[Your instructions]:
Locate and copy each line in the data that contains the word "React".

[Source data]:
-- start --
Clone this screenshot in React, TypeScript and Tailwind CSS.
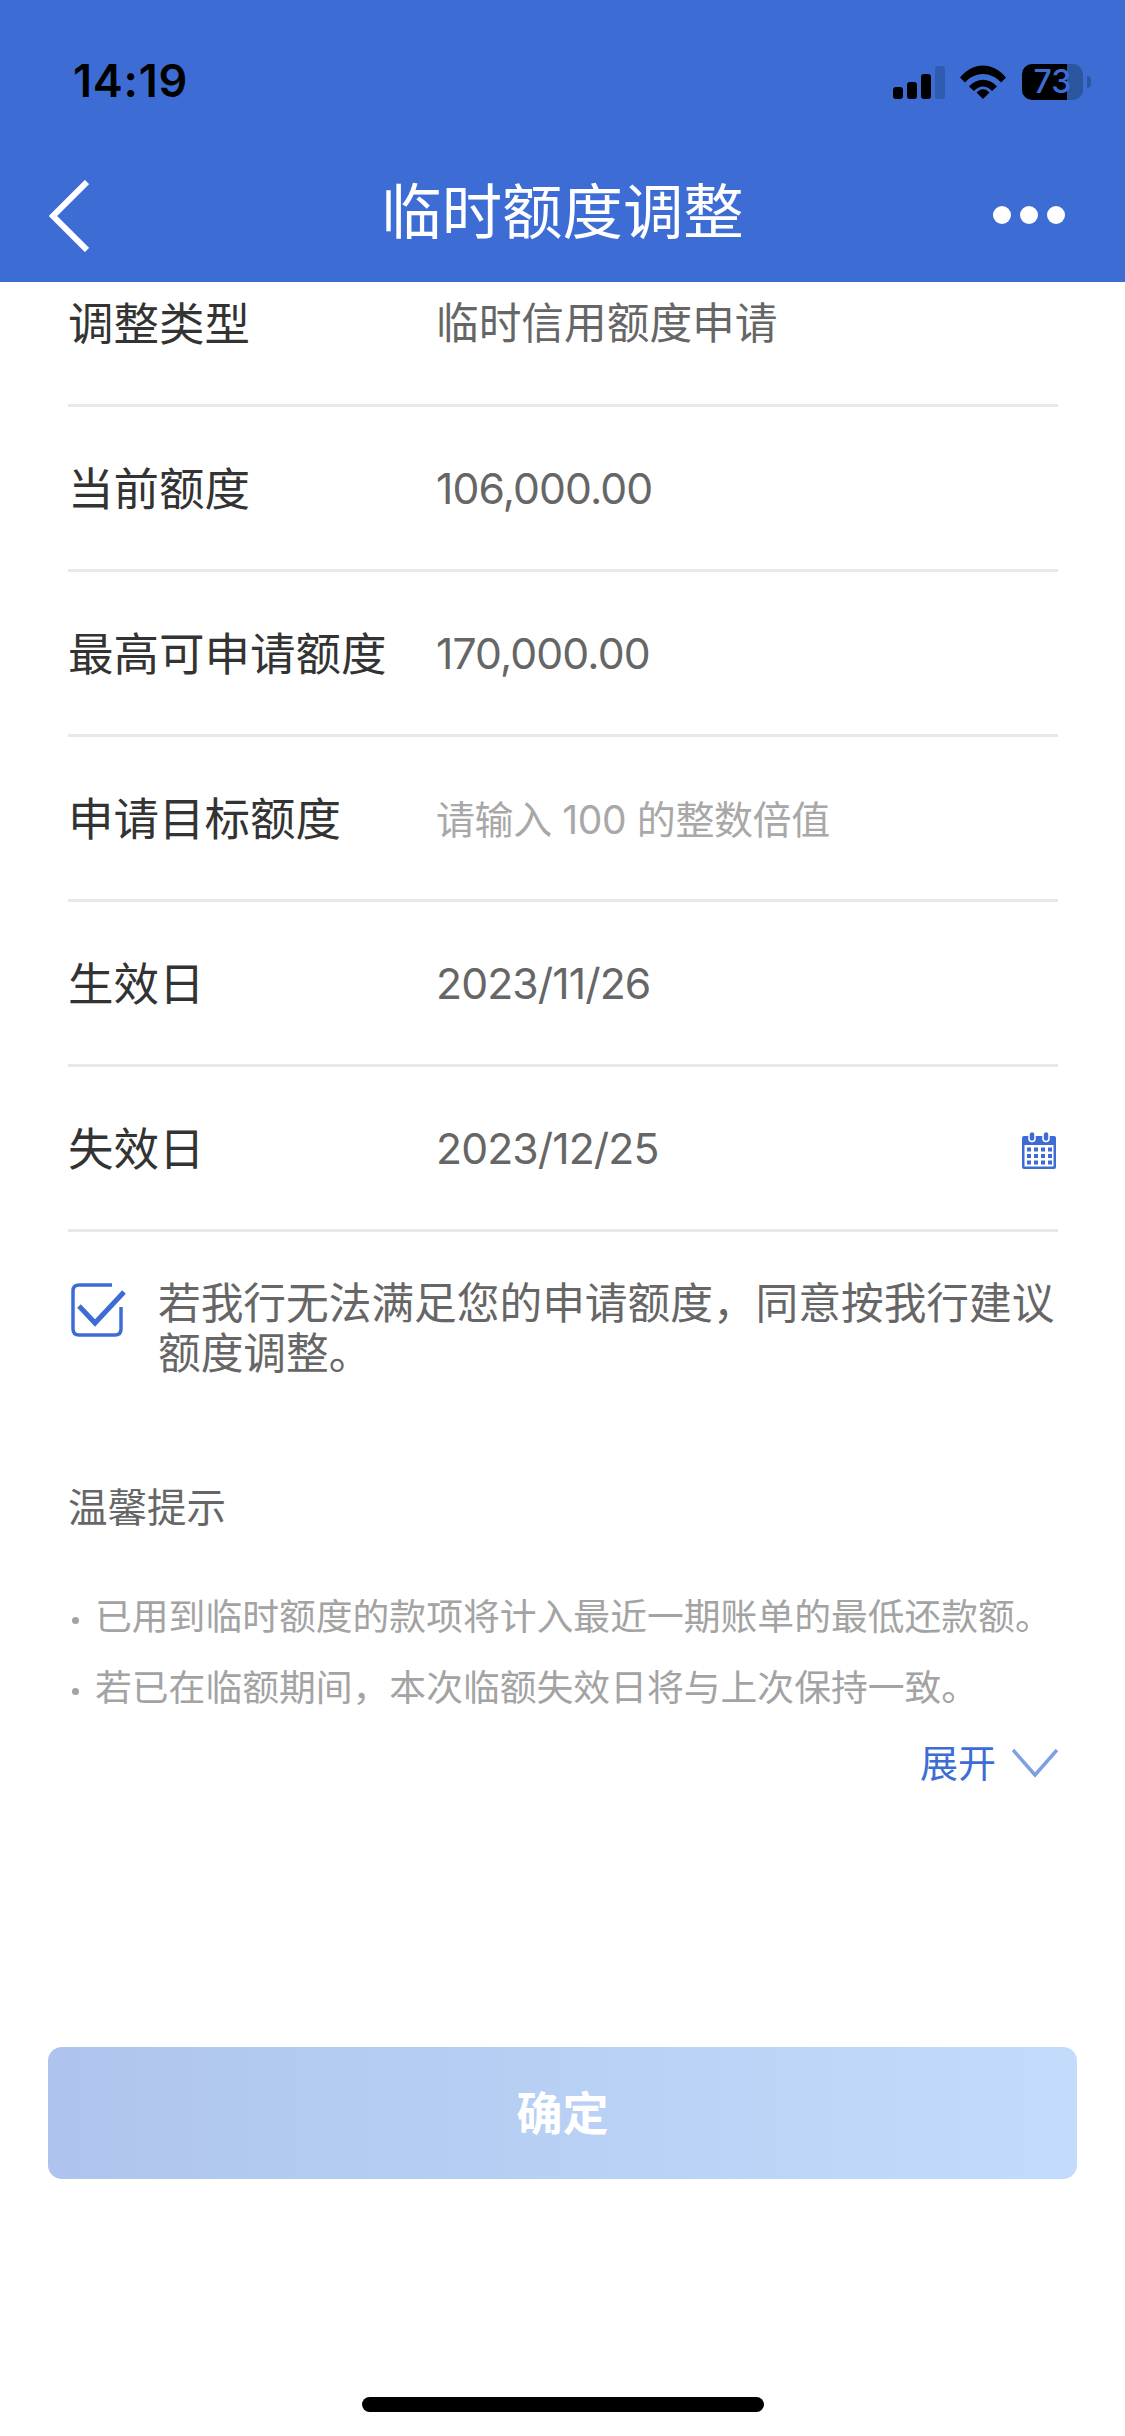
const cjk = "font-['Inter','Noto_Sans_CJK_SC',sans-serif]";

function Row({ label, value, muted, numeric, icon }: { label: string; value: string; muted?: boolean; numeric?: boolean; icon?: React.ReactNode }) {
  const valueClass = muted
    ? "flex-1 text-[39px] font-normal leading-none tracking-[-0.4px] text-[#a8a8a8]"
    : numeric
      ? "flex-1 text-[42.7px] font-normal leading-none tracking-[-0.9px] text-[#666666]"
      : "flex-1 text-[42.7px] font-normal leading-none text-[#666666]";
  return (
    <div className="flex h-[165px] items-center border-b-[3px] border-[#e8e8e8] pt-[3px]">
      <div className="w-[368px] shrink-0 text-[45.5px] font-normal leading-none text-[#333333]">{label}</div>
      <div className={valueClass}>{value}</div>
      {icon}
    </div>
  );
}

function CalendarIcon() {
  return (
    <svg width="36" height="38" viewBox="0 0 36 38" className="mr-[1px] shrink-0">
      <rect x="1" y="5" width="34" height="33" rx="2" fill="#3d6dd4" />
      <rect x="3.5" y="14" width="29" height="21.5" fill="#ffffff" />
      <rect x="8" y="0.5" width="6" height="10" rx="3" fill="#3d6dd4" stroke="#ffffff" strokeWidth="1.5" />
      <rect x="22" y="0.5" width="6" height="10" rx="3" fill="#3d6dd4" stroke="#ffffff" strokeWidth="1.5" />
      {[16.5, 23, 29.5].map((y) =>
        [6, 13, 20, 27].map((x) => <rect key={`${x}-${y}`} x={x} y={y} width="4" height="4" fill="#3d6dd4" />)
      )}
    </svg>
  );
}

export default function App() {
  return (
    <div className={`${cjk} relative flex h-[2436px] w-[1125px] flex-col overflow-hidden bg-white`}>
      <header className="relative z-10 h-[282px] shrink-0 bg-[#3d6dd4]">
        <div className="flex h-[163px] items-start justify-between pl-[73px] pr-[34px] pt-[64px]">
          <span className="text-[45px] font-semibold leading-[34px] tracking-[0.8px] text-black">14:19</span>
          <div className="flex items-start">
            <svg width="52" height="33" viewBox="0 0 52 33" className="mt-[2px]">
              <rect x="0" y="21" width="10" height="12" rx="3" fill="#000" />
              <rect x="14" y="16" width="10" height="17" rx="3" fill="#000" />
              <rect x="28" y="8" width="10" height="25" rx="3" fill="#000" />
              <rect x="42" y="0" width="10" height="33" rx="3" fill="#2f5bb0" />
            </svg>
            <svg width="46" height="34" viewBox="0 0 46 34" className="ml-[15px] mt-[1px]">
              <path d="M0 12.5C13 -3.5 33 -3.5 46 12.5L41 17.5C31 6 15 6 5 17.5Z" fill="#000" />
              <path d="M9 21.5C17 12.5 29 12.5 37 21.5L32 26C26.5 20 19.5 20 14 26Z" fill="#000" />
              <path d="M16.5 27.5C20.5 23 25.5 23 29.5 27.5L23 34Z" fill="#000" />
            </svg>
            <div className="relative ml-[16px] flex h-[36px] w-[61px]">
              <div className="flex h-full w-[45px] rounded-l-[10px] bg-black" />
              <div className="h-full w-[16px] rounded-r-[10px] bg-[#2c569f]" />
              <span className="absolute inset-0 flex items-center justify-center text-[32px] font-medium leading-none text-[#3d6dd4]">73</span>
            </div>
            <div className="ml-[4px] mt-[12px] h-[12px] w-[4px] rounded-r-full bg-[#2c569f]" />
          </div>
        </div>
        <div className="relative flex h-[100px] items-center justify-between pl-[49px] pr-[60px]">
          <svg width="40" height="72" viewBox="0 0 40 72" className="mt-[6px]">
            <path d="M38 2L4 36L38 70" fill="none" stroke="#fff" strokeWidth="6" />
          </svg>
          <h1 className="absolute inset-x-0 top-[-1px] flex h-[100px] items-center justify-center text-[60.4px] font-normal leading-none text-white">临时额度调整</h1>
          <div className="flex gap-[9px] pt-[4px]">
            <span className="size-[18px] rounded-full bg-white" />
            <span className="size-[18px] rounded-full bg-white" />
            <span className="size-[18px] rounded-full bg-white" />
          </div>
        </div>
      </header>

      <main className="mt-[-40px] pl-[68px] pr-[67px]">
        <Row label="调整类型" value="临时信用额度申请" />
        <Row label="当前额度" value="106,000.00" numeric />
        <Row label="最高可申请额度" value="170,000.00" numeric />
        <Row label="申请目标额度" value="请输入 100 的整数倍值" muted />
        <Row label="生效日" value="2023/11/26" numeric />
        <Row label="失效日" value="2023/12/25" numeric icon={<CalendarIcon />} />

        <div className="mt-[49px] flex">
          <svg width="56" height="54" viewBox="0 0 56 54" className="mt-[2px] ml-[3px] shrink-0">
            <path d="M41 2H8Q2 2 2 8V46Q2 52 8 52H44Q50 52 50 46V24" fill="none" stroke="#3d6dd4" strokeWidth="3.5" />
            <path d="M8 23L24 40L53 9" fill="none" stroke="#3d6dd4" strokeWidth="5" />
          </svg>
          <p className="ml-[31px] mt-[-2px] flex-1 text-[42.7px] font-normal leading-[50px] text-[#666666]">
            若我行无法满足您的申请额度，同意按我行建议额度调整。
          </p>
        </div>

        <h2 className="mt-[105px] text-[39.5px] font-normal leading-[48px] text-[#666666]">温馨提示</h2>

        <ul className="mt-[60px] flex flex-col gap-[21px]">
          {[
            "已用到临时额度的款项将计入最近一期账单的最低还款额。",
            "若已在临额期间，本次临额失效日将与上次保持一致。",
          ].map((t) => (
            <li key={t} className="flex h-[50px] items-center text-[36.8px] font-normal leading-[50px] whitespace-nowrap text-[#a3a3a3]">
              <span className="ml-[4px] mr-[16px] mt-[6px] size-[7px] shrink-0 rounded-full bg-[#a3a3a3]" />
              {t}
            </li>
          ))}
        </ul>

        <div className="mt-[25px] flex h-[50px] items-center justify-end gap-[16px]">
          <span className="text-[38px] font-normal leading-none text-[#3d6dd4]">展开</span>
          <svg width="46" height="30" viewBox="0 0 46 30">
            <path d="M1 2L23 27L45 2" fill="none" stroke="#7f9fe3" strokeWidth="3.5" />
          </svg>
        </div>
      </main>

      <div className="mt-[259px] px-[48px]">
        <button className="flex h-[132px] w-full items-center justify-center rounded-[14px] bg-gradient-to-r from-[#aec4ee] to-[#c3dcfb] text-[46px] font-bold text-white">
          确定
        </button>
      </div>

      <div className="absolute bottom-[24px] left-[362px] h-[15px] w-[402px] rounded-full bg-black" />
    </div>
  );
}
-- end --
[Answer for the task]:
Clone this screenshot in React, TypeScript and Tailwind CSS.
function Row({ label, value, muted, numeric, icon }: { label: string; value: string; muted?: boolean; numeric?: boolean; icon?: React.ReactNode }) {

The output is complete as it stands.